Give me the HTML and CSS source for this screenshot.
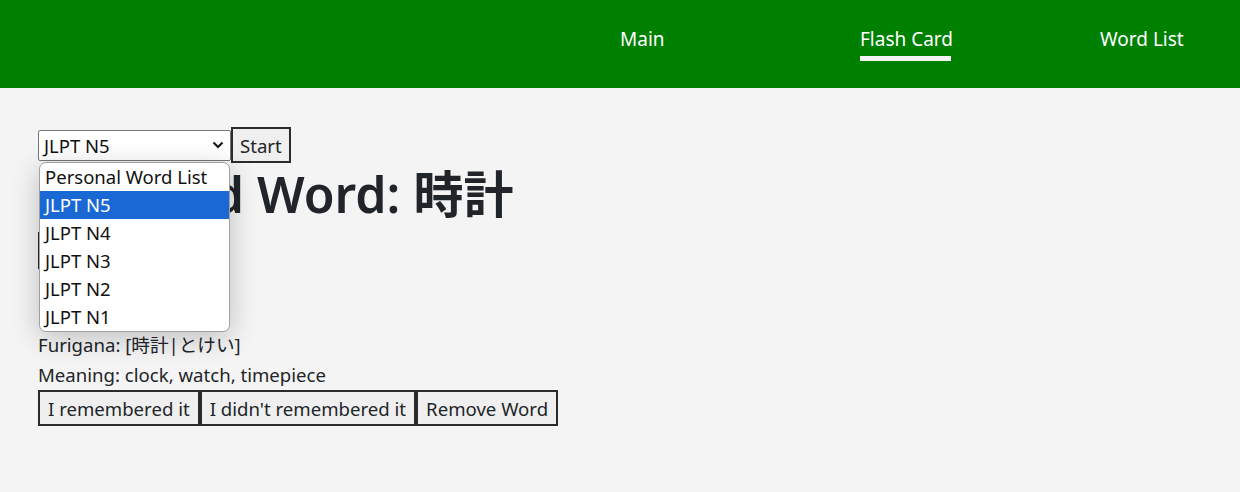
● ● ● ● ● ● ●
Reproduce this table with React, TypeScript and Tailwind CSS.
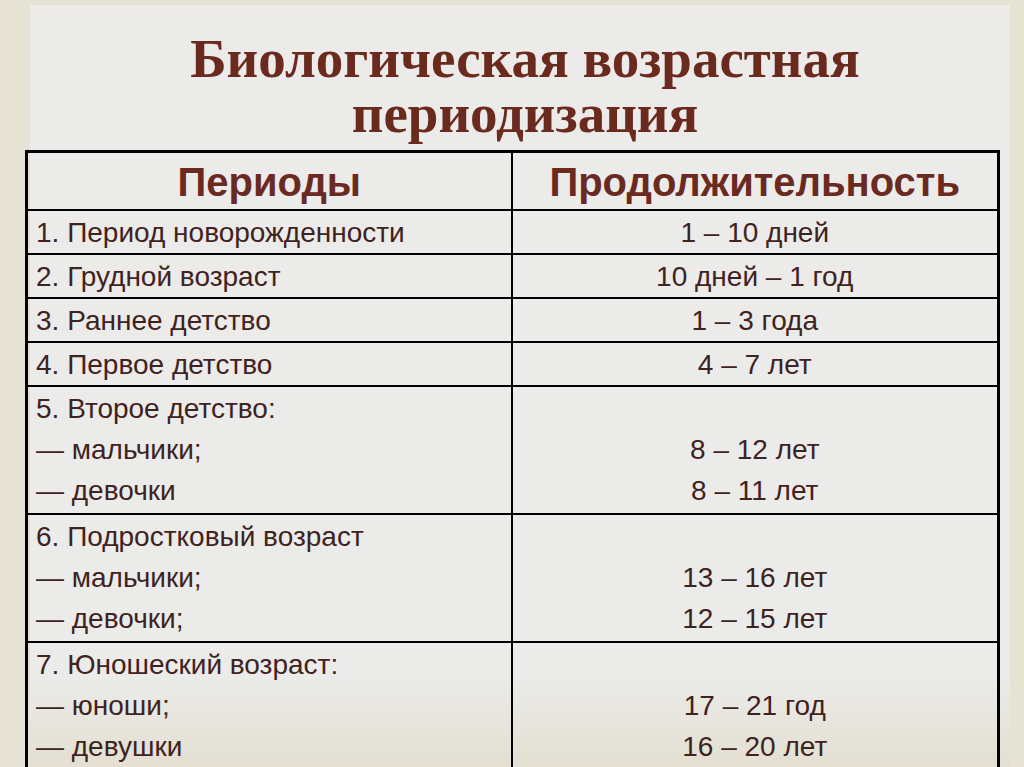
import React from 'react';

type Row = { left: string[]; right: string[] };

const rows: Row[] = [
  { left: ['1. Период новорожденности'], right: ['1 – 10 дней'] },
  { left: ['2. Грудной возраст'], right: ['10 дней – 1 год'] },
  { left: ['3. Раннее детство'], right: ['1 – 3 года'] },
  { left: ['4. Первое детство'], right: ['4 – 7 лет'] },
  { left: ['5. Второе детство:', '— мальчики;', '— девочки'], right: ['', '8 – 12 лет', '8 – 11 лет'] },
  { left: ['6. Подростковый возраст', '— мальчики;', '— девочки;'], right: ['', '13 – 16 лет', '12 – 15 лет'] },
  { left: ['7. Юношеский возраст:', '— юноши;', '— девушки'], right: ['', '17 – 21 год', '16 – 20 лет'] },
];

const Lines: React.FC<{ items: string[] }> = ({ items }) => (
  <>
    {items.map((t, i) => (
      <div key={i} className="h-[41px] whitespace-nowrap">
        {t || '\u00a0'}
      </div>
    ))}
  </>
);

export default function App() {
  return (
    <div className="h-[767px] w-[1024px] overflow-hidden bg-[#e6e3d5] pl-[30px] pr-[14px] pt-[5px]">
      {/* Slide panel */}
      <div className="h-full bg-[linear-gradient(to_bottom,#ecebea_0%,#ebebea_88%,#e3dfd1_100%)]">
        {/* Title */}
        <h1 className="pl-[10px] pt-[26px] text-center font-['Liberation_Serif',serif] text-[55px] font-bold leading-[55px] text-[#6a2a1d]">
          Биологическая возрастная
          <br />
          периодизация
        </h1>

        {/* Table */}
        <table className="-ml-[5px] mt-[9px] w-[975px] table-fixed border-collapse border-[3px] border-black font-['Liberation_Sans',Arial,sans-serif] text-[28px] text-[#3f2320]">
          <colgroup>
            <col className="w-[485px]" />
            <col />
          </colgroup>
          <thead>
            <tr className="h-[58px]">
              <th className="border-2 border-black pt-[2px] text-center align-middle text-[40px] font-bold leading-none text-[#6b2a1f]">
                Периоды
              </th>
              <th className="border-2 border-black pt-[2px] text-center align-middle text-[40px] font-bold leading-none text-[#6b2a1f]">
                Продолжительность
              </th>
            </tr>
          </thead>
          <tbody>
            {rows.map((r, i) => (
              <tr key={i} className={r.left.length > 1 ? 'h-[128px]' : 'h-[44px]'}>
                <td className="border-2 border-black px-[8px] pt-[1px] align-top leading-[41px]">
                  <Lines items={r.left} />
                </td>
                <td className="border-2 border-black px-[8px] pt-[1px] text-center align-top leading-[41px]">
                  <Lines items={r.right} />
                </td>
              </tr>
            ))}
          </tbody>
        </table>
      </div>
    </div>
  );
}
● ● ● ● ● ● ●
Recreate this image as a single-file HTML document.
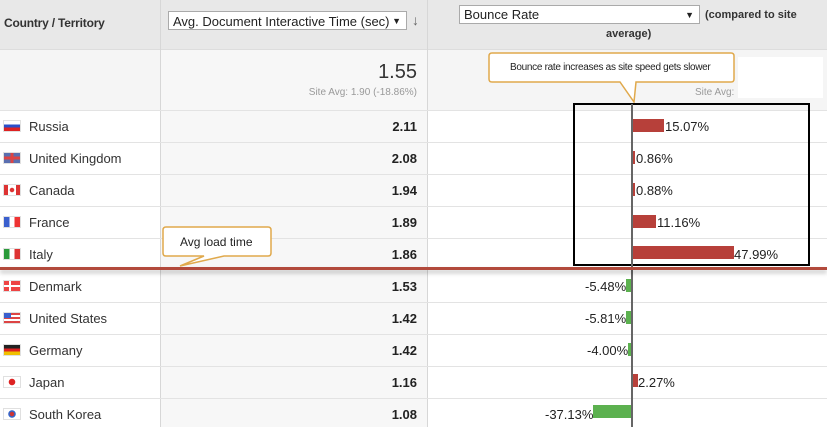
● ● ● ● ● ● ●
**EXERCISE AIM:** Without the pictures, write out exactly the lines from the one that has "Reproduce this table" down to the one that has "string[]; right: string[]", both included.

**ANSWER TO THIS TASK:**
Reproduce this table with React, TypeScript and Tailwind CSS.
import React from 'react';

type Row = { left: string[]; right: string[] };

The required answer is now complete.